Si Chevrolet est parti se faire un nom en Amérique, les protagonistes du livre de Serge Bouchard, eux, y sont nés. Du Diesel dans les veines s’attache à raconter le quotidien des « truckers », les camionneurs québécois qui, dans les années 1970, faisaient la route dans le Grand Nord de la belle province. Ce livre, fait avec le sociologue Mark Fortier, est tiré de la thèse d’anthropologie que Serge Bouchard a rédigée à l’époque, à la suite de onze mois de travail sur le terrain, en compagnie des camionneurs dont il a partagé la vie, les trajets interminables, les histoires, les joies et les peines.

© Archives Hydro-Québec, fonds H01 / Hydro-Québec

Contrairement à Michel Layaz, Bouchard ne s’intéresse pas à une « star », mais à des anonymes qui, à l’exception d’un certain Magella dans le dernier chapitre – on imagine que l’auteur n’a pas pu s’empêcher de citer ce paronyme de Magellan –, ne sont jamais désignés que par une initiale.

En revanche, les différents portraits de truckeurs qu’il trace dessinent un archétype récurrent dans la culture nord-américaine, celui du héros qui ne peut compter que sur lui-même face à l’immensité de la nature et de ses éléments, le lonesome cowboy qui se risque dans les étendues sauvages où la civilisation n’a pas encore tout normé. On retrouve dans ces récits de nombreux totems du western, le « restau routier » avec la serveuse au grand cœur, qui rappelle le saloon, les histoires qui s’y racontent, les grandes gueules, les taiseux, les anciens qui roulent à l’expérience et les petits jeunes qui rêvent de se faire un nom, et la mort, toujours présente au détour d’un virage ou en bas d’une côte, mais dont on fait abstraction, parce que c’est le métier qui veut ça. « Tout dans la manifestation de l’identité du truckeur prend sa source dans les efforts, les prouesses et les souffrances du voyage. C’est cette épreuve qui affleure dans les faits et gestes d’un authentique chauffeur. […] Sans elle, le langage du camionneur serait creux, son costume ne serait qu’un déguisement et, nous le verrons, la plus belle des machines ne serait qu’une farce. »

Car, bien sûr, le point commun entre ces deux ouvrages, c’est la machine. Pour le truckeur, c’est d’elle que tout dépend : la paye, le travail, et la vie… Si elle tombe en panne au milieu de nulle part, il n’y survivra pas. Pour les truckeurs, le camion est un être vivant, doté d’une volonté propre, et qu’il faut savoir amadouer si l’on veut durer sur la route.
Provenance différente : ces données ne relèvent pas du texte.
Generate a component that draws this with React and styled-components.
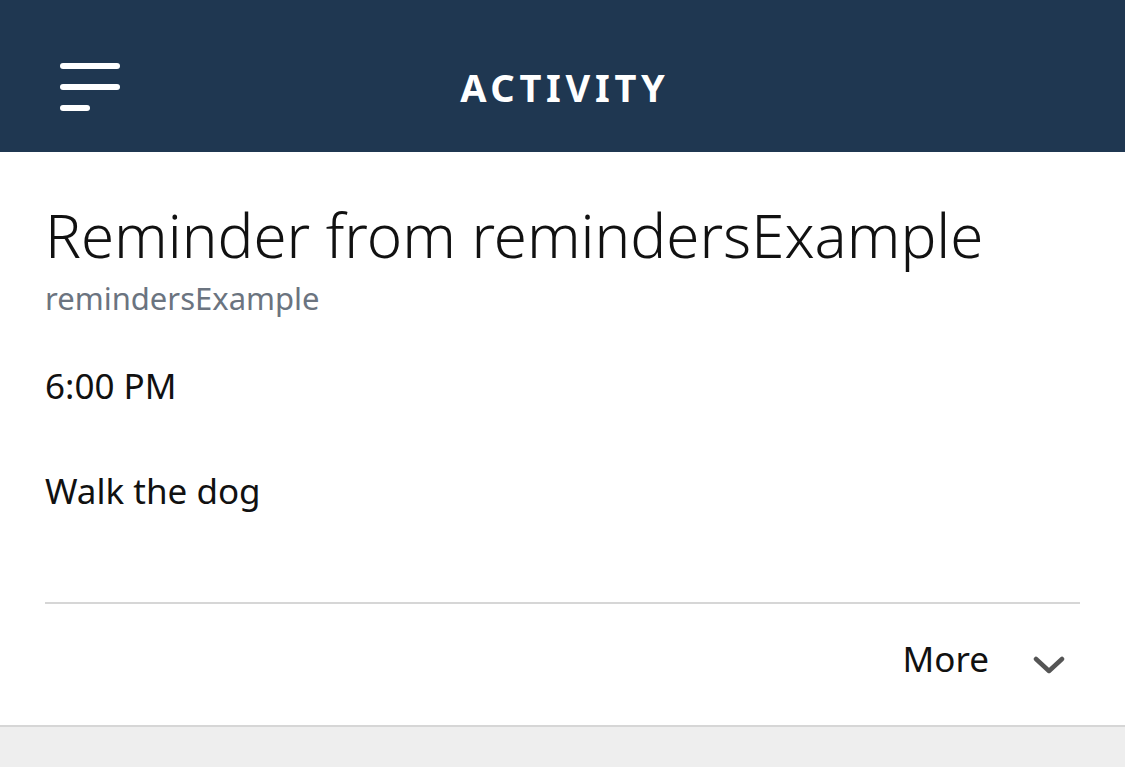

Comme le dit Magella : « Le camion est bien parti, y voudra plus s’arrêter. […] Y faut y faire comprendre, au camion, qu’on a besoin de pisser ». Tout l’intérêt du livre de Serge Bouchard est de nous faire ressentir cette relation symbiotique entre l’homme et sa machine. L’un sans l’autre, ils ne sont rien, mais ensemble ils deviennent légendaires.

Alors certes, aujourd’hui, dans un monde en proie au réchauffement climatique, glorifier les machines et le moteur diesel ne semble pas aller dans le sens de l’histoire. Mais ce n’est le propos ni de Michel Layaz ni de Serge Bouchard, et leurs livres n’ont rien d’anachronique. En effet, l’un comme l’autre ne célèbrent pas la machine en tant que telle, mais l’humanité des héros qu’ils nous font découvrir. Et ça, c’est intemporel.